### STATED TASK
Extract and list every line that contains the word "styles".

### ROWS
____________

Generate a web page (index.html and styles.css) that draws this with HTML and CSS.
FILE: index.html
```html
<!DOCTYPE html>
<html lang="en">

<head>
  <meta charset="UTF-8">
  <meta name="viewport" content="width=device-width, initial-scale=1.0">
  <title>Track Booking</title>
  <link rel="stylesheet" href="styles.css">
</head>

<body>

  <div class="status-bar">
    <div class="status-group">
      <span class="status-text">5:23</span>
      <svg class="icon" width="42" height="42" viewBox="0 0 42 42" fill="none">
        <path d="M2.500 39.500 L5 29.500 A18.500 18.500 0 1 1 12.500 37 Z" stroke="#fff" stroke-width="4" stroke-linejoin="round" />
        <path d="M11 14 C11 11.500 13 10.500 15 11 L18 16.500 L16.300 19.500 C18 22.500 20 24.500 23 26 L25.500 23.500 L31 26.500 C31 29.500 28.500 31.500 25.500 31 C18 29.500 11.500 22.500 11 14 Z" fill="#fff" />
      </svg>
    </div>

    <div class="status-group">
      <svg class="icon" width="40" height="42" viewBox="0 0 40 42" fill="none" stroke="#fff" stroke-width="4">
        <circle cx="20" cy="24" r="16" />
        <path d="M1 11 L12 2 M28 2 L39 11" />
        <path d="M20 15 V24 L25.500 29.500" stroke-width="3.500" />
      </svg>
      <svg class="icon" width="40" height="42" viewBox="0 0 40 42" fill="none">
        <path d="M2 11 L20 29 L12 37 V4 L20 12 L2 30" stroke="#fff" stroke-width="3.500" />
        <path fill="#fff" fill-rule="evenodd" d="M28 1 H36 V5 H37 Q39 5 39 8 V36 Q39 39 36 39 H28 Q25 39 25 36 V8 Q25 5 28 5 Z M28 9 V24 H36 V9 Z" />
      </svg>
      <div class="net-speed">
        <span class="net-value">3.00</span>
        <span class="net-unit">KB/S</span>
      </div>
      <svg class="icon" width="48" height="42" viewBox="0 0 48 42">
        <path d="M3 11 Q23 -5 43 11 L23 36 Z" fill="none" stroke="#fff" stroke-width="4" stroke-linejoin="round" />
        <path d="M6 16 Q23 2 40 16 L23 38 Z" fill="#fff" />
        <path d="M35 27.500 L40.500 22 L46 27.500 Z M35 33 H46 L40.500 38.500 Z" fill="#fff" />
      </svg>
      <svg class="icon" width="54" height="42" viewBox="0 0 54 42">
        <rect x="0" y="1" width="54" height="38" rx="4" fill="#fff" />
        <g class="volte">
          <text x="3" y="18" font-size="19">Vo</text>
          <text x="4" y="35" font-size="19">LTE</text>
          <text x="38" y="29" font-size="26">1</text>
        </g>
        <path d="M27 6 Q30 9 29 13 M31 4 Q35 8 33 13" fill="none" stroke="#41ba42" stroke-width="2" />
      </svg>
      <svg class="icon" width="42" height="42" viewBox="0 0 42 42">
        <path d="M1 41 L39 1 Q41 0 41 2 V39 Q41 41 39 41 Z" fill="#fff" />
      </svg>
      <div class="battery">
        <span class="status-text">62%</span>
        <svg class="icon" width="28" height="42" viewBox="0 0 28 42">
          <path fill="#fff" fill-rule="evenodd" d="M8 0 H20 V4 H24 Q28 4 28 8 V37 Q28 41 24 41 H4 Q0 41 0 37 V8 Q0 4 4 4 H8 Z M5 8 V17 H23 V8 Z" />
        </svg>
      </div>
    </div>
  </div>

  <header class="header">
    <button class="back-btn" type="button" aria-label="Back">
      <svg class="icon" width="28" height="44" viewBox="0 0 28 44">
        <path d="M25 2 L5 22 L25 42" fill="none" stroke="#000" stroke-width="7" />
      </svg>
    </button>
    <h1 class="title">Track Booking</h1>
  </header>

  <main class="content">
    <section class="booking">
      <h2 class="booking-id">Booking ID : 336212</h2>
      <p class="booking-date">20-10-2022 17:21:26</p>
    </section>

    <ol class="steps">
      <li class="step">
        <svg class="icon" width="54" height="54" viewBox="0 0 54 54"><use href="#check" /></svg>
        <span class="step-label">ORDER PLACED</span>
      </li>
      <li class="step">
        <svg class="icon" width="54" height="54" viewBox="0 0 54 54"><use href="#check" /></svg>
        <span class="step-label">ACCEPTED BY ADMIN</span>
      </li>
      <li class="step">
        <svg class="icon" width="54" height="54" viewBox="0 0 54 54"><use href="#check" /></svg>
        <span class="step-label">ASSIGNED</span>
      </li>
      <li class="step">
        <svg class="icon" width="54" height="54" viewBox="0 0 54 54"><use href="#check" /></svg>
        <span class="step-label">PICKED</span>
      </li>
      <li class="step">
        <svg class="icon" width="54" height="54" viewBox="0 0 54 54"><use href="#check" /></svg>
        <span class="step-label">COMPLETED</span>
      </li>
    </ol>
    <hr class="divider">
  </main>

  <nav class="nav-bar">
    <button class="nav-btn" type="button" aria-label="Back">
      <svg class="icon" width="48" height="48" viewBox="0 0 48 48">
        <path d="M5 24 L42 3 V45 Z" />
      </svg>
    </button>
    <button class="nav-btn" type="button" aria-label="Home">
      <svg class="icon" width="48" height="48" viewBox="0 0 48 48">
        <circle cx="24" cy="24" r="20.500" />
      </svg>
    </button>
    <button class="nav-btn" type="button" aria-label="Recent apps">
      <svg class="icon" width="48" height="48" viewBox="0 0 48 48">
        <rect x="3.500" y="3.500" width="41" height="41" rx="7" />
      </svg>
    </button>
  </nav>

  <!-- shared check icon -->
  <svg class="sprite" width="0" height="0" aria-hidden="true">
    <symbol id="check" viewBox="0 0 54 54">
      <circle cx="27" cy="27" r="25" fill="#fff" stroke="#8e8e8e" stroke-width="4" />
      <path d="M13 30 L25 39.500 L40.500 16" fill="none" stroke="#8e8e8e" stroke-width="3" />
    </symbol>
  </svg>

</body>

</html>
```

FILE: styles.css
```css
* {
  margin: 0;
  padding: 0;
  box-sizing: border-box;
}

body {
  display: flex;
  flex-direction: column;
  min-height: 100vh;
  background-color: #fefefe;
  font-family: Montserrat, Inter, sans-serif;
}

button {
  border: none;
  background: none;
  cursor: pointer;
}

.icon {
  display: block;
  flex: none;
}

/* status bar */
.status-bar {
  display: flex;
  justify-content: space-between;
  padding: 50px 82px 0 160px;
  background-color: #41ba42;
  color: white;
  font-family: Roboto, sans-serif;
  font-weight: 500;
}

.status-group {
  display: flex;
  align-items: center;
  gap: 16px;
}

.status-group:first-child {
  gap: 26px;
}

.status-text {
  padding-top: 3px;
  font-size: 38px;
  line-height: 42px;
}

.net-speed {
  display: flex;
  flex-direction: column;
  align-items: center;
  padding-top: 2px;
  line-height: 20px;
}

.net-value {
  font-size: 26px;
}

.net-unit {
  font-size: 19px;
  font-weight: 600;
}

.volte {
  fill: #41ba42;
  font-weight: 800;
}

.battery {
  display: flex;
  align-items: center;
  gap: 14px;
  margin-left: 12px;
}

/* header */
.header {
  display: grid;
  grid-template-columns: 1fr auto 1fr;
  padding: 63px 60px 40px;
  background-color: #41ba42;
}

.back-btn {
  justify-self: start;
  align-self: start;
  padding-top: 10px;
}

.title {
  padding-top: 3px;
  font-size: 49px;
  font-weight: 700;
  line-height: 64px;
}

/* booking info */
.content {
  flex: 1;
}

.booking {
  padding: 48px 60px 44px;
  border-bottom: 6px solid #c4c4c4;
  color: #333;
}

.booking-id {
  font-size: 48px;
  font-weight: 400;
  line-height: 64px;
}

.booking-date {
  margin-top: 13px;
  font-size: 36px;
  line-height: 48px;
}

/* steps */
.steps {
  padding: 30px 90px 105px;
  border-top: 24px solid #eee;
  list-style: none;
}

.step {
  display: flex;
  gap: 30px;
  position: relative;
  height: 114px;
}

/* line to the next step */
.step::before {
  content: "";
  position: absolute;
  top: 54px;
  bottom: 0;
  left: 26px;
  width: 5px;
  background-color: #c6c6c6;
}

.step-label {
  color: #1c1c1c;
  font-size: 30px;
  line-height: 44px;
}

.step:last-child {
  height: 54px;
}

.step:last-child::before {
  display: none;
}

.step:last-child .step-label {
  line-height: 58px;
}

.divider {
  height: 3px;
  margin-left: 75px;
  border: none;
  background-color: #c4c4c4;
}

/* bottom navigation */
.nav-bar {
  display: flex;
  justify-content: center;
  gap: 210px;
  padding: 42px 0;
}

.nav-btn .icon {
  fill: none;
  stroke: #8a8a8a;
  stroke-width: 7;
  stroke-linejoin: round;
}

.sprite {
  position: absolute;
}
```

____________

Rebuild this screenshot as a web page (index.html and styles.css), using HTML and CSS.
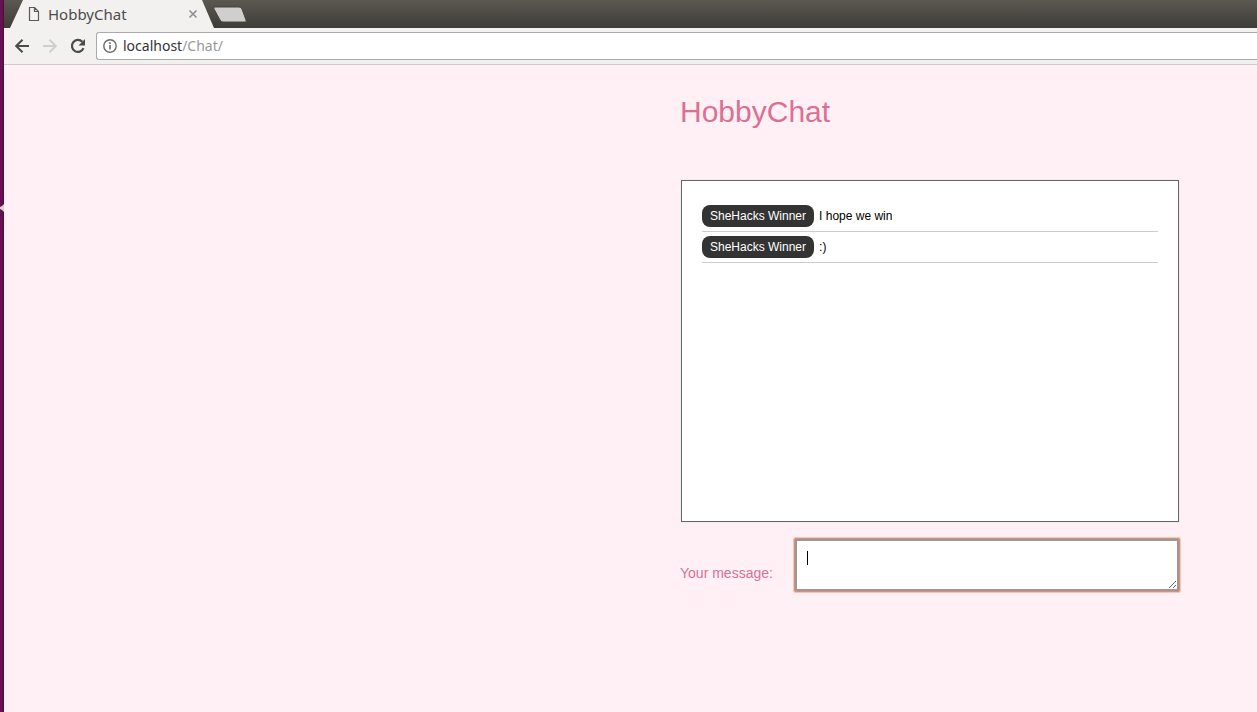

____________

### RESPONSE
Generate a web page (index.html and styles.css) that draws this with HTML and CSS.
  <link rel="stylesheet" href="styles.css">
FILE: styles.css
Rebuild this screenshot as a web page (index.html and styles.css), using HTML and CSS.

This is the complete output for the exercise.